> **PROVIDED MATERIAL**
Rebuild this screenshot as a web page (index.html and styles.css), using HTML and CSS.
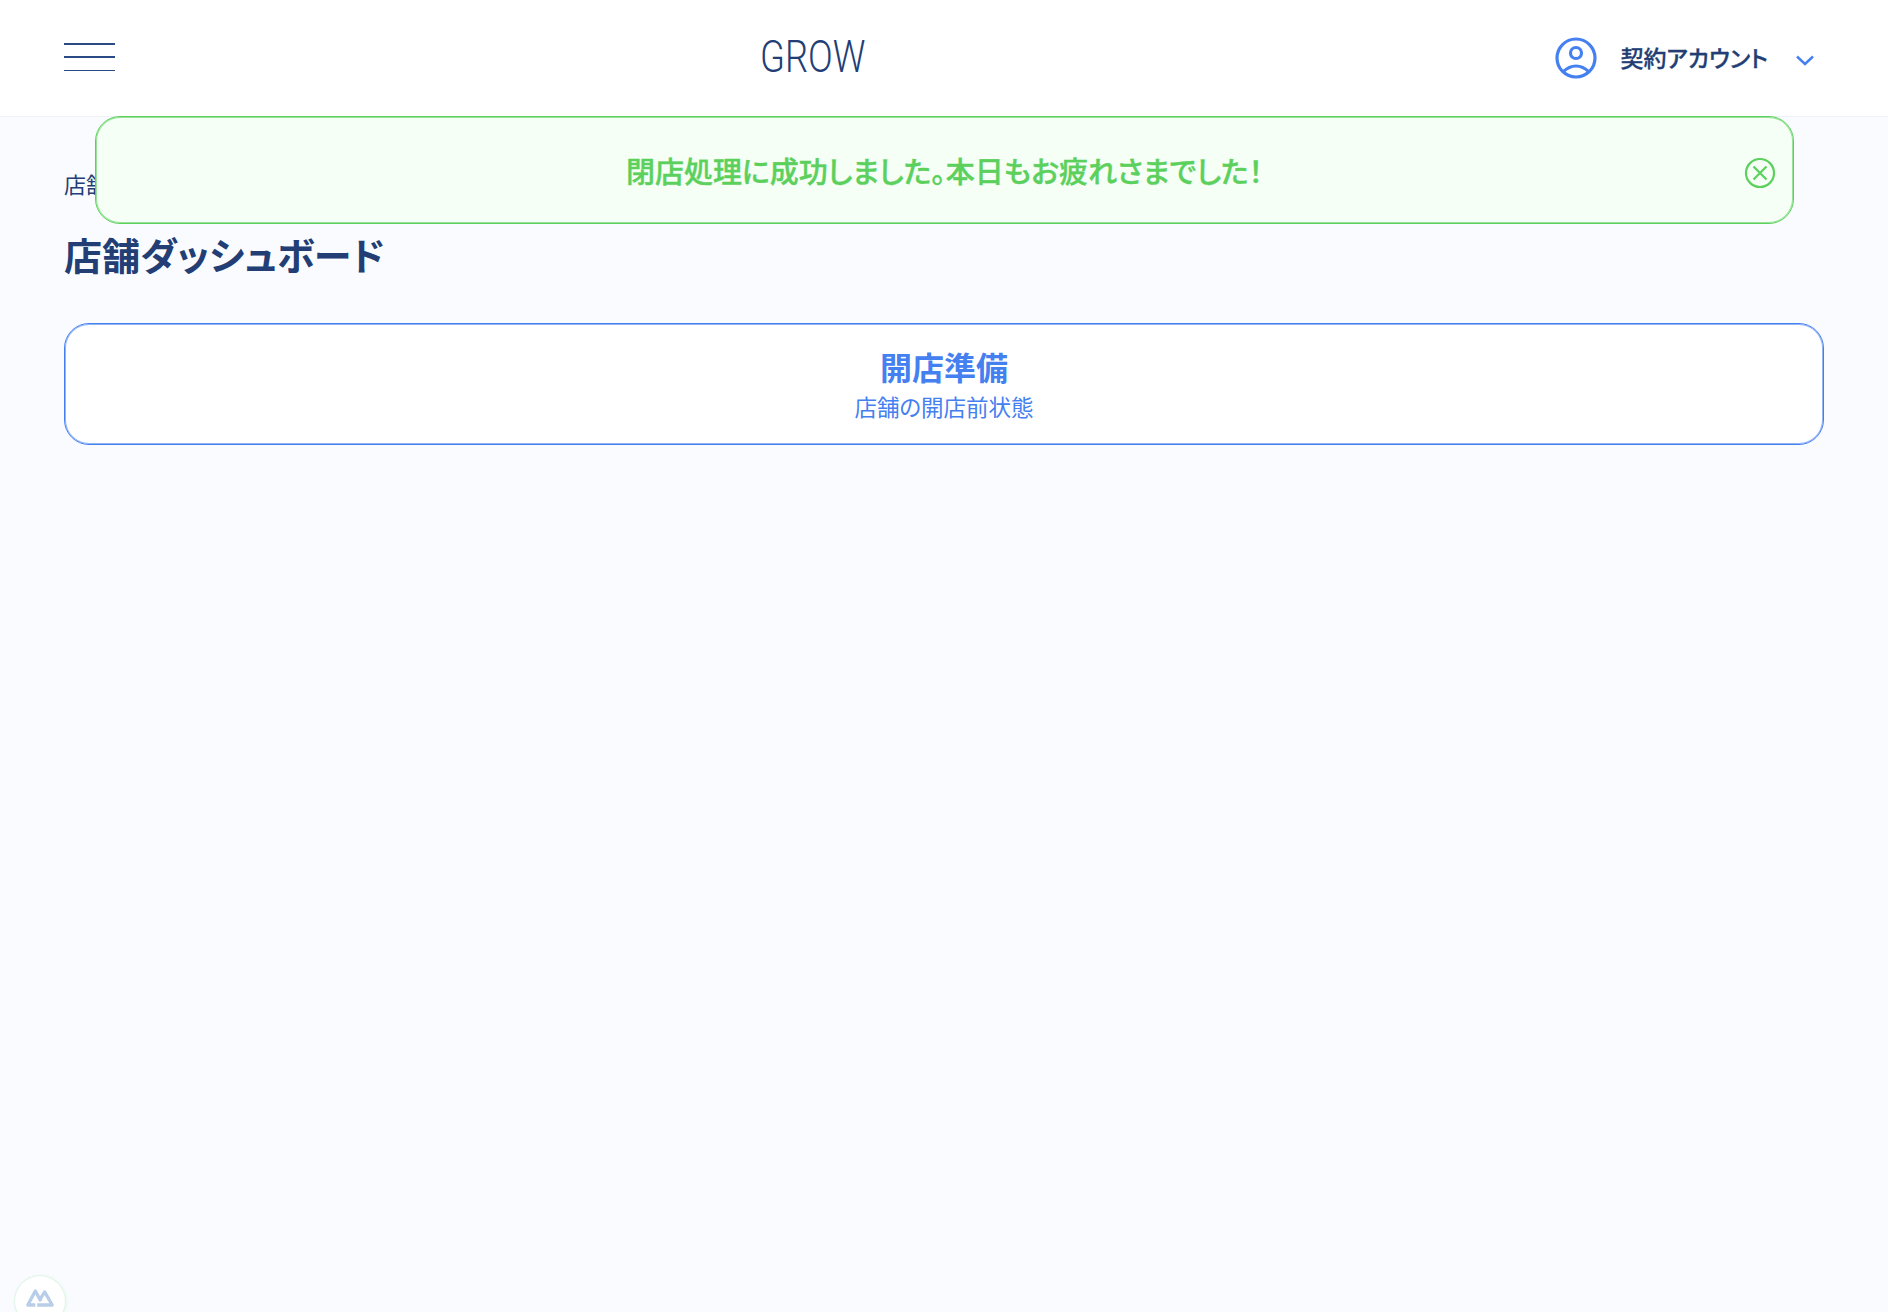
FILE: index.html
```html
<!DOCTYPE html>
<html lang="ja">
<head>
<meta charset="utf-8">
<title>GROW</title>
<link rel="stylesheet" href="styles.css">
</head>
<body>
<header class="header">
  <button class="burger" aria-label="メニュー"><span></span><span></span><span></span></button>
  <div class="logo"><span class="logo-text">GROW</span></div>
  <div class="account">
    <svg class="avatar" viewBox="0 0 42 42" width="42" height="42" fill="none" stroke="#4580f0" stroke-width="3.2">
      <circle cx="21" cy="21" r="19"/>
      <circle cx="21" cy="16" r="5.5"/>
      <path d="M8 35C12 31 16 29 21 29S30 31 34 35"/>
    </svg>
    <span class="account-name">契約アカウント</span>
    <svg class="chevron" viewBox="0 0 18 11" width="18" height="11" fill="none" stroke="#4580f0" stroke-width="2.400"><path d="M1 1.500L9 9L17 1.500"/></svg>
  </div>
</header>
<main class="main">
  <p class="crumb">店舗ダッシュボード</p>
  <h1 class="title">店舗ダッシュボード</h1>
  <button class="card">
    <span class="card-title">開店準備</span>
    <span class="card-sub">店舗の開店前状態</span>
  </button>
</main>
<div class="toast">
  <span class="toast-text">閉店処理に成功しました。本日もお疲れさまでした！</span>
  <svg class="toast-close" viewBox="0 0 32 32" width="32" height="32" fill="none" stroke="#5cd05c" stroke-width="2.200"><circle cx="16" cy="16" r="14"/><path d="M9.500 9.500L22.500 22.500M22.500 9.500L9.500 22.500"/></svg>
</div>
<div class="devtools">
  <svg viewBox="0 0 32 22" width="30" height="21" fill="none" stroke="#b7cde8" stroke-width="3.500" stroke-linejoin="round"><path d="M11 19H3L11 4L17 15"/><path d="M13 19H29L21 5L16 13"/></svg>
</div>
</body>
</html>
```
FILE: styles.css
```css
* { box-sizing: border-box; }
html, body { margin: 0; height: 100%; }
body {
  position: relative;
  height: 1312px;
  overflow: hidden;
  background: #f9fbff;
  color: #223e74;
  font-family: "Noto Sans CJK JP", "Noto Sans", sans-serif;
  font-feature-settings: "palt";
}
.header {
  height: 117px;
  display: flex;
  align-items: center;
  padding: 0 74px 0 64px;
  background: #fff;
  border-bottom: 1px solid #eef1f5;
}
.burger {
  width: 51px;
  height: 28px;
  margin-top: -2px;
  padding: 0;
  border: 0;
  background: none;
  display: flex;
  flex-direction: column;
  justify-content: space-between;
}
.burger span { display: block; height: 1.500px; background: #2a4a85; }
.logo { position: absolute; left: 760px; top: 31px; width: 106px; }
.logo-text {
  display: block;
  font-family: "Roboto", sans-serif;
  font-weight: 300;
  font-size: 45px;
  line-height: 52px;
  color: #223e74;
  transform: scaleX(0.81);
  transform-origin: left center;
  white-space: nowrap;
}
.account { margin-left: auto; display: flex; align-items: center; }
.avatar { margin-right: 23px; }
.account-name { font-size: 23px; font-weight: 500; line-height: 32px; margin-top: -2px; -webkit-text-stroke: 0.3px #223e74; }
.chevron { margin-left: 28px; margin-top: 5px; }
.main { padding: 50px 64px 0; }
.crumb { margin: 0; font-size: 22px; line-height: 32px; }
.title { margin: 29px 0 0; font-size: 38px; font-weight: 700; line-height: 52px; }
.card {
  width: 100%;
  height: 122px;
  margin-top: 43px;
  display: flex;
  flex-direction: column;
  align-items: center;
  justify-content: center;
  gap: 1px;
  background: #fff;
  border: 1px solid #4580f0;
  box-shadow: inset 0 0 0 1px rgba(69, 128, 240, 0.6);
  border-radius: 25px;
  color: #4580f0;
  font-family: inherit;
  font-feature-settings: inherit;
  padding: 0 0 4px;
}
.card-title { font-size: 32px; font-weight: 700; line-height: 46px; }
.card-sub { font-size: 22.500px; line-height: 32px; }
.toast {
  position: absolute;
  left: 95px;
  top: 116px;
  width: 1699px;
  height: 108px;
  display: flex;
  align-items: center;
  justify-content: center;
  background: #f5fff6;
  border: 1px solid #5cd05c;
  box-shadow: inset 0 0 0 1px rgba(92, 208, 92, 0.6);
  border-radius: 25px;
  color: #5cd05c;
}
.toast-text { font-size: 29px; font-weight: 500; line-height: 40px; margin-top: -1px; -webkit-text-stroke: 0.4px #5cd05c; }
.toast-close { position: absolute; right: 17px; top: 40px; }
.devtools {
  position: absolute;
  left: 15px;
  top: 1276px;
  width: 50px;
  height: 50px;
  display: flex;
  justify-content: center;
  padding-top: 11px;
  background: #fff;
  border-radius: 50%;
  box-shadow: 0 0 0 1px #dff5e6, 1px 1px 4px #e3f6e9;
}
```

> **WORK TO BE COMPLETED**
Reproduce every line above as written, skipping pictures.

> **EXERCISE ANSWER**
Rebuild this screenshot as a web page (index.html and styles.css), using HTML and CSS.
FILE: index.html
```html
<!DOCTYPE html>
<html lang="ja">
<head>
<meta charset="utf-8">
<title>GROW</title>
<link rel="stylesheet" href="styles.css">
</head>
<body>
<header class="header">
  <button class="burger" aria-label="メニュー"><span></span><span></span><span></span></button>
  <div class="logo"><span class="logo-text">GROW</span></div>
  <div class="account">
    <svg class="avatar" viewBox="0 0 42 42" width="42" height="42" fill="none" stroke="#4580f0" stroke-width="3.2">
      <circle cx="21" cy="21" r="19"/>
      <circle cx="21" cy="16" r="5.5"/>
      <path d="M8 35C12 31 16 29 21 29S30 31 34 35"/>
    </svg>
    <span class="account-name">契約アカウント</span>
    <svg class="chevron" viewBox="0 0 18 11" width="18" height="11" fill="none" stroke="#4580f0" stroke-width="2.400"><path d="M1 1.500L9 9L17 1.500"/></svg>
  </div>
</header>
<main class="main">
  <p class="crumb">店舗ダッシュボード</p>
  <h1 class="title">店舗ダッシュボード</h1>
  <button class="card">
    <span class="card-title">開店準備</span>
    <span class="card-sub">店舗の開店前状態</span>
  </button>
</main>
<div class="toast">
  <span class="toast-text">閉店処理に成功しました。本日もお疲れさまでした！</span>
  <svg class="toast-close" viewBox="0 0 32 32" width="32" height="32" fill="none" stroke="#5cd05c" stroke-width="2.200"><circle cx="16" cy="16" r="14"/><path d="M9.500 9.500L22.500 22.500M22.500 9.500L9.500 22.500"/></svg>
</div>
<div class="devtools">
  <svg viewBox="0 0 32 22" width="30" height="21" fill="none" stroke="#b7cde8" stroke-width="3.500" stroke-linejoin="round"><path d="M11 19H3L11 4L17 15"/><path d="M13 19H29L21 5L16 13"/></svg>
</div>
</body>
</html>
```
FILE: styles.css
```css
* { box-sizing: border-box; }
html, body { margin: 0; height: 100%; }
body {
  position: relative;
  height: 1312px;
  overflow: hidden;
  background: #f9fbff;
  color: #223e74;
  font-family: "Noto Sans CJK JP", "Noto Sans", sans-serif;
  font-feature-settings: "palt";
}
.header {
  height: 117px;
  display: flex;
  align-items: center;
  padding: 0 74px 0 64px;
  background: #fff;
  border-bottom: 1px solid #eef1f5;
}
.burger {
  width: 51px;
  height: 28px;
  margin-top: -2px;
  padding: 0;
  border: 0;
  background: none;
  display: flex;
  flex-direction: column;
  justify-content: space-between;
}
.burger span { display: block; height: 1.500px; background: #2a4a85; }
.logo { position: absolute; left: 760px; top: 31px; width: 106px; }
.logo-text {
  display: block;
  font-family: "Roboto", sans-serif;
  font-weight: 300;
  font-size: 45px;
  line-height: 52px;
  color: #223e74;
  transform: scaleX(0.81);
  transform-origin: left center;
  white-space: nowrap;
}
.account { margin-left: auto; display: flex; align-items: center; }
.avatar { margin-right: 23px; }
.account-name { font-size: 23px; font-weight: 500; line-height: 32px; margin-top: -2px; -webkit-text-stroke: 0.3px #223e74; }
.chevron { margin-left: 28px; margin-top: 5px; }
.main { padding: 50px 64px 0; }
.crumb { margin: 0; font-size: 22px; line-height: 32px; }
.title { margin: 29px 0 0; font-size: 38px; font-weight: 700; line-height: 52px; }
.card {
  width: 100%;
  height: 122px;
  margin-top: 43px;
  display: flex;
  flex-direction: column;
  align-items: center;
  justify-content: center;
  gap: 1px;
  background: #fff;
  border: 1px solid #4580f0;
  box-shadow: inset 0 0 0 1px rgba(69, 128, 240, 0.6);
  border-radius: 25px;
  color: #4580f0;
  font-family: inherit;
  font-feature-settings: inherit;
  padding: 0 0 4px;
}
.card-title { font-size: 32px; font-weight: 700; line-height: 46px; }
.card-sub { font-size: 22.500px; line-height: 32px; }
.toast {
  position: absolute;
  left: 95px;
  top: 116px;
  width: 1699px;
  height: 108px;
  display: flex;
  align-items: center;
  justify-content: center;
  background: #f5fff6;
  border: 1px solid #5cd05c;
  box-shadow: inset 0 0 0 1px rgba(92, 208, 92, 0.6);
  border-radius: 25px;
  color: #5cd05c;
}
.toast-text { font-size: 29px; font-weight: 500; line-height: 40px; margin-top: -1px; -webkit-text-stroke: 0.4px #5cd05c; }
.toast-close { position: absolute; right: 17px; top: 40px; }
.devtools {
  position: absolute;
  left: 15px;
  top: 1276px;
  width: 50px;
  height: 50px;
  display: flex;
  justify-content: center;
  padding-top: 11px;
  background: #fff;
  border-radius: 50%;
  box-shadow: 0 0 0 1px #dff5e6, 1px 1px 4px #e3f6e9;
}
```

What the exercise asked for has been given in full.